◆ Exercise details
Copy nothing but the part that opens with the line containing "Generate a component" and closes with the line containing "const ORDER_NUMBER = '145278'". Do not include pictures.

◆ Records supplied
— Start —

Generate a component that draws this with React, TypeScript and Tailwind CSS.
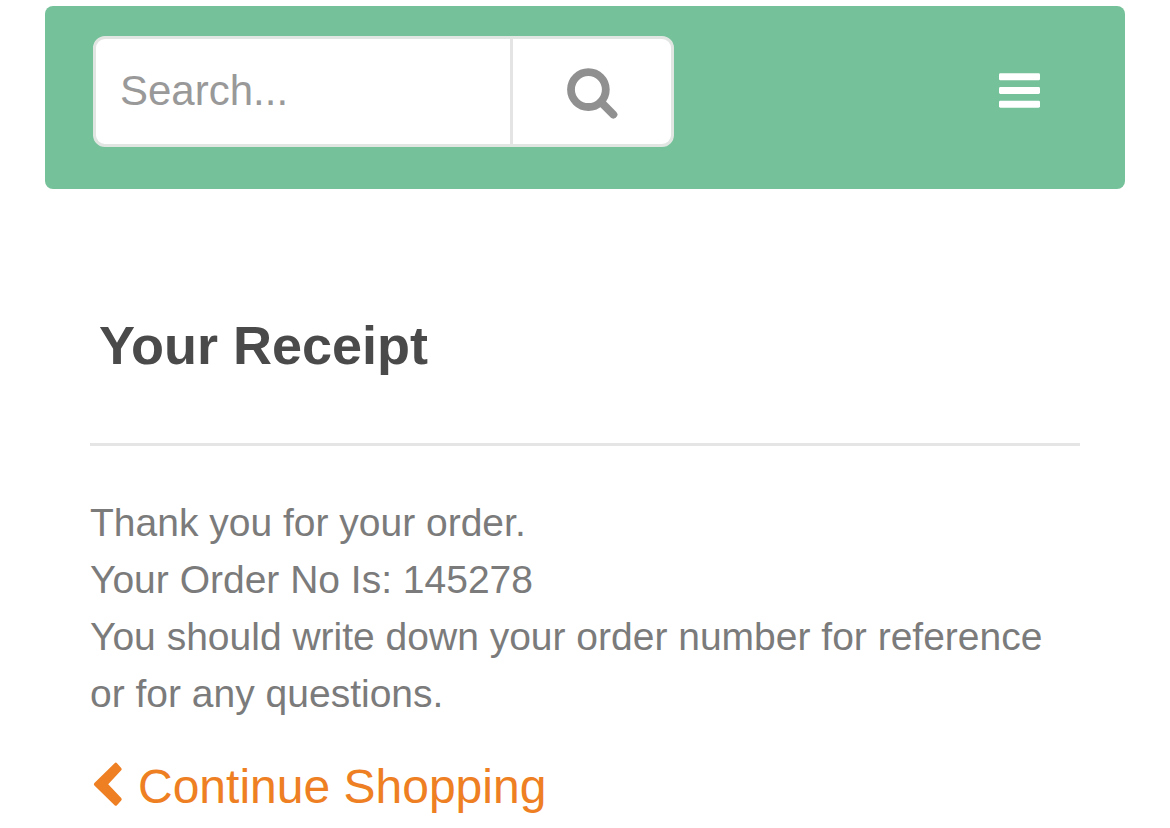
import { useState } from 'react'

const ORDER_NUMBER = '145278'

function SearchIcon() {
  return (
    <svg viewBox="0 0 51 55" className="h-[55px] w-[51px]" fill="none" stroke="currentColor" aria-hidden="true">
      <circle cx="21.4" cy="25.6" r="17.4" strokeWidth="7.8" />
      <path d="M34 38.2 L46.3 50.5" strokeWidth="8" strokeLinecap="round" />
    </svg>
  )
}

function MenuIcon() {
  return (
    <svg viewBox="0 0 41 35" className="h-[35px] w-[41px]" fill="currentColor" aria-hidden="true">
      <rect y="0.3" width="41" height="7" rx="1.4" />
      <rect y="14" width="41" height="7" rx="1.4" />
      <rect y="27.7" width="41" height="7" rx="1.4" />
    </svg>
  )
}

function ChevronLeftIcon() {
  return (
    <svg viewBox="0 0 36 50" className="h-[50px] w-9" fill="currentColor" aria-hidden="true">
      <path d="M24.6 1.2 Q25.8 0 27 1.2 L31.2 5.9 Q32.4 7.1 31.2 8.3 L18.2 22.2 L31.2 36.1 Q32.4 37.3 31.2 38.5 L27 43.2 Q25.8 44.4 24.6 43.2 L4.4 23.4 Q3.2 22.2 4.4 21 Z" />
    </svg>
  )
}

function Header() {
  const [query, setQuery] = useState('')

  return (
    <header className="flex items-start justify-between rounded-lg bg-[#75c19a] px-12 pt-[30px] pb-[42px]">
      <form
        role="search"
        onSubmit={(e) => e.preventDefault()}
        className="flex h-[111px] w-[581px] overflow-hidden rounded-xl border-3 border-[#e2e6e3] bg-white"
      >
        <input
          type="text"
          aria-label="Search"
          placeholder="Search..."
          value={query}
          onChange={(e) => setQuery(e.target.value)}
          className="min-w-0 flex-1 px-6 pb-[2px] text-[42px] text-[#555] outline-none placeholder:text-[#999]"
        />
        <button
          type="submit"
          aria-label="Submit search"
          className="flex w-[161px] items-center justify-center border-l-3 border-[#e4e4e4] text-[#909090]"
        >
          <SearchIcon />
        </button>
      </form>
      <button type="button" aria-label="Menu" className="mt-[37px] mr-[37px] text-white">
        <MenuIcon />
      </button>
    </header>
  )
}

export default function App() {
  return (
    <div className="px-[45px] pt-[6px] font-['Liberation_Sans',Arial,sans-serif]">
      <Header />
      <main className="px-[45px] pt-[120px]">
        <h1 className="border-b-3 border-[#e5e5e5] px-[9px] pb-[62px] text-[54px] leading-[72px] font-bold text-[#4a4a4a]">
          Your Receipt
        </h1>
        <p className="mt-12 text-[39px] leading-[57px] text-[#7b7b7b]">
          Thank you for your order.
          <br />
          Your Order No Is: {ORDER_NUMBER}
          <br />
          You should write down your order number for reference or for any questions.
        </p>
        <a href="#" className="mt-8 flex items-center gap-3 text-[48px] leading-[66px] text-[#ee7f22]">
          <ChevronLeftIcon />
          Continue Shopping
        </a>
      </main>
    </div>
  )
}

— End —
— Start —

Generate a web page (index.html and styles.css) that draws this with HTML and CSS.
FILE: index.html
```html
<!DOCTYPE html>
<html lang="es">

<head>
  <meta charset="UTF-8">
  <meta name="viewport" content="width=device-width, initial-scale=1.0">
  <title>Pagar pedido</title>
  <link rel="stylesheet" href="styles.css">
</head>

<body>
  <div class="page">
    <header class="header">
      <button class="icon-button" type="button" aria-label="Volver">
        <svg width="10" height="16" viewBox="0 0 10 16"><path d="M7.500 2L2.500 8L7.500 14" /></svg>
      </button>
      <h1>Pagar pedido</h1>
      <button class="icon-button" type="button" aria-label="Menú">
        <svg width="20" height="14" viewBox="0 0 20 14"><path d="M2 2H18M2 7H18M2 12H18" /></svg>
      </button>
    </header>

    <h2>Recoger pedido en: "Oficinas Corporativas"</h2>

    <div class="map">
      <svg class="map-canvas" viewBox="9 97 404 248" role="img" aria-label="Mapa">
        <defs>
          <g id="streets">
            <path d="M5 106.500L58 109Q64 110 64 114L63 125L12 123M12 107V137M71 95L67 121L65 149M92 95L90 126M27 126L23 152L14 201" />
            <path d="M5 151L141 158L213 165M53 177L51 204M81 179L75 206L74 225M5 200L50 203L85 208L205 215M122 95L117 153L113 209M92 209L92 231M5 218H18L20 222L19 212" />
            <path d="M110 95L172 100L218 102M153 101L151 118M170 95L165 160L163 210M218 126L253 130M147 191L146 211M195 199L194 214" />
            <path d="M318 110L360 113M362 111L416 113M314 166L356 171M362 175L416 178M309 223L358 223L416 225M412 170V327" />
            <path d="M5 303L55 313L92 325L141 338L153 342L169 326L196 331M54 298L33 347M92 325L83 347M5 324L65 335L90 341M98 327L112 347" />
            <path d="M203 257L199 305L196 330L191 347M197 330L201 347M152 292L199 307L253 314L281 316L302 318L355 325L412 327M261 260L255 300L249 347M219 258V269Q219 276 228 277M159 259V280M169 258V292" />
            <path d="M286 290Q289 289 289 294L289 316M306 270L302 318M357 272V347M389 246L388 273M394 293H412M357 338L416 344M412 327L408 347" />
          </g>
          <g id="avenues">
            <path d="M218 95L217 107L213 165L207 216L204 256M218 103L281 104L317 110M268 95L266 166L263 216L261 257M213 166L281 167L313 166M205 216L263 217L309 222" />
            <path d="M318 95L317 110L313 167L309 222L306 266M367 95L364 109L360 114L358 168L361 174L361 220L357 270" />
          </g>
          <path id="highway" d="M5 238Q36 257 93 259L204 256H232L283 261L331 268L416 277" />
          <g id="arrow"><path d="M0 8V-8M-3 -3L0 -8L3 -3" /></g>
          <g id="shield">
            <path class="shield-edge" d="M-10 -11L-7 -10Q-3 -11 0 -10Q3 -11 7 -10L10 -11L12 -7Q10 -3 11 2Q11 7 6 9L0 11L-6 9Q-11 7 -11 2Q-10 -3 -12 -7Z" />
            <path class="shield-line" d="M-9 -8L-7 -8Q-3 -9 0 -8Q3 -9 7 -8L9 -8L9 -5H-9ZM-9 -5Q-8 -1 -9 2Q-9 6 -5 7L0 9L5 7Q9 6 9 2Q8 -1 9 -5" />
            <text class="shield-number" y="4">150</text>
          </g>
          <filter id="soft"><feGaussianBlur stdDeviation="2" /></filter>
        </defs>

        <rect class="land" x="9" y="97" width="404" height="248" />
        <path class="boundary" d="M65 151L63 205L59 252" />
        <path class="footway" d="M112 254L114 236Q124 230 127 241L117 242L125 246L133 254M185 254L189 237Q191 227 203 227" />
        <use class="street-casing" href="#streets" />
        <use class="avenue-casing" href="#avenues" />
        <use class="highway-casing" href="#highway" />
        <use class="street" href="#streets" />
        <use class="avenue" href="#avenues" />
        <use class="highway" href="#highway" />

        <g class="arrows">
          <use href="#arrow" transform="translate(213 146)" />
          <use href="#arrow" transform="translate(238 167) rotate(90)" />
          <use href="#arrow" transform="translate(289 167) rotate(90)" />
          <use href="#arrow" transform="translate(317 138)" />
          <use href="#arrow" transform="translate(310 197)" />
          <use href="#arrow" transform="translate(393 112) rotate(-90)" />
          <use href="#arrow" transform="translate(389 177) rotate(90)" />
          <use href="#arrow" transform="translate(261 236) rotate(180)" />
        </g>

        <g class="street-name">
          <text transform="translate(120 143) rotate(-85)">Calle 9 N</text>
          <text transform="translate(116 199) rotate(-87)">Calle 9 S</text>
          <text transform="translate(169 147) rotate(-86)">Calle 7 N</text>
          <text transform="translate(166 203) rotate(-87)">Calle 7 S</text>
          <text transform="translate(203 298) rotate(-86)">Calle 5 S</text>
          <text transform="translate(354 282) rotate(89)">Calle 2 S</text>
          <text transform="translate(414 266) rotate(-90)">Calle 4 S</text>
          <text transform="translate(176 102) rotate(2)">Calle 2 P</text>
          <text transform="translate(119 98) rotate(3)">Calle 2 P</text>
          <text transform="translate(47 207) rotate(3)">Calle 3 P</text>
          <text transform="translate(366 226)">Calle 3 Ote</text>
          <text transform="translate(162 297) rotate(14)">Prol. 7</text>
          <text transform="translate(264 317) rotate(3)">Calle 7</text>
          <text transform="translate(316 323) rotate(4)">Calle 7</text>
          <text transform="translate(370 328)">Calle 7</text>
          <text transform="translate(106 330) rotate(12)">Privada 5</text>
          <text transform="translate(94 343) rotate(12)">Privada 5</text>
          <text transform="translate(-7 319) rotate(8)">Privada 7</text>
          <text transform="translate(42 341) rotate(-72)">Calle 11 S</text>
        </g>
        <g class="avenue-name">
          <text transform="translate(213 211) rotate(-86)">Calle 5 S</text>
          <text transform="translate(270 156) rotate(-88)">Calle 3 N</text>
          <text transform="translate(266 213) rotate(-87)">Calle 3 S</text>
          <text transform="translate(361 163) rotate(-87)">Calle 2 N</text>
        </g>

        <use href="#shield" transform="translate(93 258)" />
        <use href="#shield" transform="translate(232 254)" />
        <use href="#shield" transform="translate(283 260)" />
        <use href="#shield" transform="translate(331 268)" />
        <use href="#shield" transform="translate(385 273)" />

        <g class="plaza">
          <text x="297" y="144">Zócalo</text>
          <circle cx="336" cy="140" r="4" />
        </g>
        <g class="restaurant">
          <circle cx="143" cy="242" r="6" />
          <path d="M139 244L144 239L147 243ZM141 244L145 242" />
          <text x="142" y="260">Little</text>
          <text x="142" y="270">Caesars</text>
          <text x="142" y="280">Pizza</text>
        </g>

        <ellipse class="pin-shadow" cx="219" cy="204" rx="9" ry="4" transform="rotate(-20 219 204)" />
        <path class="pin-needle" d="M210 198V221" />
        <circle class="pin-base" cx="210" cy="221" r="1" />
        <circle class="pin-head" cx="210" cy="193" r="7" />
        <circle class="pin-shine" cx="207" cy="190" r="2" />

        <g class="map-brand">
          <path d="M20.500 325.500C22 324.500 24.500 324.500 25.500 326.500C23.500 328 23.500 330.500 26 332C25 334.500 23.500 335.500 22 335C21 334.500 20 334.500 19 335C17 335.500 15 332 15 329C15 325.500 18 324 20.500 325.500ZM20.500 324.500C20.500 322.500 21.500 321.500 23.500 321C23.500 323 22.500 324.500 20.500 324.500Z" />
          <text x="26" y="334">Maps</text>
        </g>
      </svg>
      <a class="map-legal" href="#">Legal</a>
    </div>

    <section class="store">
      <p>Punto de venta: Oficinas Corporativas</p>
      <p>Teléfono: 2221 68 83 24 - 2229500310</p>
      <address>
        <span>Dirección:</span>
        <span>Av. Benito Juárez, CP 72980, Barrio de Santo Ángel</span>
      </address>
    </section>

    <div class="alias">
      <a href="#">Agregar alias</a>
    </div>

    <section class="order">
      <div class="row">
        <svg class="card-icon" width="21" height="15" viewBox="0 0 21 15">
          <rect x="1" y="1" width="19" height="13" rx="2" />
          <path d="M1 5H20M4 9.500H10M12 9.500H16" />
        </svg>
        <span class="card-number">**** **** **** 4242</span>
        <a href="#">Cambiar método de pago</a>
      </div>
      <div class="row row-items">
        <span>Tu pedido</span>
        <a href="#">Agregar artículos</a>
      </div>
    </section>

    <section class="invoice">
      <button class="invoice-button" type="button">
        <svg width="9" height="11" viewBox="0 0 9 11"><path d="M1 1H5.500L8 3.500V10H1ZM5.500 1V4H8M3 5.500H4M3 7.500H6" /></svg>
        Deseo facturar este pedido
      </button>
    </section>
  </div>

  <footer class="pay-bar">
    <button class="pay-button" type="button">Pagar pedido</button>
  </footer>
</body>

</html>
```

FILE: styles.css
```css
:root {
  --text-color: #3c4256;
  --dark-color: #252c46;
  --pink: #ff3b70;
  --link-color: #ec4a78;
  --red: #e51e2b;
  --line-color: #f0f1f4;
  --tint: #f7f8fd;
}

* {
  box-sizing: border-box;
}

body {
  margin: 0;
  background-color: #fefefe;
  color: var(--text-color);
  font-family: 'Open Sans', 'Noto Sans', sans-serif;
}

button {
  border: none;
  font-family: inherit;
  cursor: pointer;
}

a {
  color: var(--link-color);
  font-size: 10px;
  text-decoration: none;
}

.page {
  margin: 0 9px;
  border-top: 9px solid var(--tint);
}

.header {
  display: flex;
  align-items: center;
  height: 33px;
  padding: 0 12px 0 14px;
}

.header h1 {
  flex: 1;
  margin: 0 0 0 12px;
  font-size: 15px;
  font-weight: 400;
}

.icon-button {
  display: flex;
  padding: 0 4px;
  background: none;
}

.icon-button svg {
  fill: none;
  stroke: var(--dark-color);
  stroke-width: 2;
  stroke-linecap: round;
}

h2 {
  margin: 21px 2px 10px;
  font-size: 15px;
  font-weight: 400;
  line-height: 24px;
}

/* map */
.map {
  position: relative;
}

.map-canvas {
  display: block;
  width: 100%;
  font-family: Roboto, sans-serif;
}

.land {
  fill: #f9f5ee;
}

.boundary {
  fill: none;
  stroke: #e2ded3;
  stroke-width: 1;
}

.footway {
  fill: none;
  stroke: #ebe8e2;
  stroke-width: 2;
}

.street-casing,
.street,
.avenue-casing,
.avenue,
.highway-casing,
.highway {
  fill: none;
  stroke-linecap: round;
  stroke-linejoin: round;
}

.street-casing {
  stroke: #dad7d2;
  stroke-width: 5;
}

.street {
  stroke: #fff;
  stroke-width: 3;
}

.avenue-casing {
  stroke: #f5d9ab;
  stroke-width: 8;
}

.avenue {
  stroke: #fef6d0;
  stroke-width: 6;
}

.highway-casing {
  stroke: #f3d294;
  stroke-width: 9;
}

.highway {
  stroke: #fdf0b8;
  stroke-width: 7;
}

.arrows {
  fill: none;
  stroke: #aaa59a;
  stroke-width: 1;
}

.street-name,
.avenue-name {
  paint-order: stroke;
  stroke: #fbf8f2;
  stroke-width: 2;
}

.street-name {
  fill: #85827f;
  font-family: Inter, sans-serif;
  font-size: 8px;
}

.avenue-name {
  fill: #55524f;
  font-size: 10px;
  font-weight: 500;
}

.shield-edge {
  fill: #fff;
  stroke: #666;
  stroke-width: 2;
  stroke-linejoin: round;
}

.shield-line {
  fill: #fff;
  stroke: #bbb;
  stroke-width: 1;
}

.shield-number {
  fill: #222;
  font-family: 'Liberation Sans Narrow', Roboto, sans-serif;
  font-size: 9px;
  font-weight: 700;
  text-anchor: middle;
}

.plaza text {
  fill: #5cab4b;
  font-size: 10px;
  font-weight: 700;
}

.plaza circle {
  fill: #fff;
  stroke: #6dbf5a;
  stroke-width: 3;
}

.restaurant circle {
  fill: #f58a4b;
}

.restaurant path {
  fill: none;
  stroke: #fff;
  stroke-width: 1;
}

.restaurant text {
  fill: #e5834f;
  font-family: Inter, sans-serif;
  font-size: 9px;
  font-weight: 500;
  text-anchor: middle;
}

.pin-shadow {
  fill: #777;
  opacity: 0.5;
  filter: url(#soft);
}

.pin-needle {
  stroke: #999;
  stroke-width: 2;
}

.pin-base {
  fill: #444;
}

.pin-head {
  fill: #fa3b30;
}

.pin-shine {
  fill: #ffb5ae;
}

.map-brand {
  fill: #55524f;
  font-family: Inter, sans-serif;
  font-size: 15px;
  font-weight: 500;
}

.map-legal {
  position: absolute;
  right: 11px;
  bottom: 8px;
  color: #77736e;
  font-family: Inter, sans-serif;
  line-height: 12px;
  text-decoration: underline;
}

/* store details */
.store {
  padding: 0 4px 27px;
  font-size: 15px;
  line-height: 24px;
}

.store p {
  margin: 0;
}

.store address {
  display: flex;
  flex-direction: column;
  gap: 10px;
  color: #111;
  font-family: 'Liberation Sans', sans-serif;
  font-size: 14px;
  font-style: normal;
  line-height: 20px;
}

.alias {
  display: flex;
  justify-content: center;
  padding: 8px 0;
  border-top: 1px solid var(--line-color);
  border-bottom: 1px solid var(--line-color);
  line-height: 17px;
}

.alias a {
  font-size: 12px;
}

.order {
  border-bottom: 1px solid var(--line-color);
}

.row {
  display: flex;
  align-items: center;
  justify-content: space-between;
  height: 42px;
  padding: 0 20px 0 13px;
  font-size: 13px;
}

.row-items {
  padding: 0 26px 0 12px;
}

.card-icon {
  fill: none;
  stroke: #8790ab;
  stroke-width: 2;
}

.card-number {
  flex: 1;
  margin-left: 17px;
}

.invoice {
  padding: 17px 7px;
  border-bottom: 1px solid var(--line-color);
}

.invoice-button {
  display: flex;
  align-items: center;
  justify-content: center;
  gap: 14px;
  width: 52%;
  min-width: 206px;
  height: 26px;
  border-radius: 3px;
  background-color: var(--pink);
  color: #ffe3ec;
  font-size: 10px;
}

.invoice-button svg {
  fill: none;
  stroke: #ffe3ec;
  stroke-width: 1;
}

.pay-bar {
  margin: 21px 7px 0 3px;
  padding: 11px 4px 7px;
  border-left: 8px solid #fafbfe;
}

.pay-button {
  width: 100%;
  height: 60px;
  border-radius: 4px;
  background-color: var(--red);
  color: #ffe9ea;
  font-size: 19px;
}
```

— End —

◆ Finished answer
Generate a component that draws this with React, TypeScript and Tailwind CSS.
import { useState } from 'react'

const ORDER_NUMBER = '145278'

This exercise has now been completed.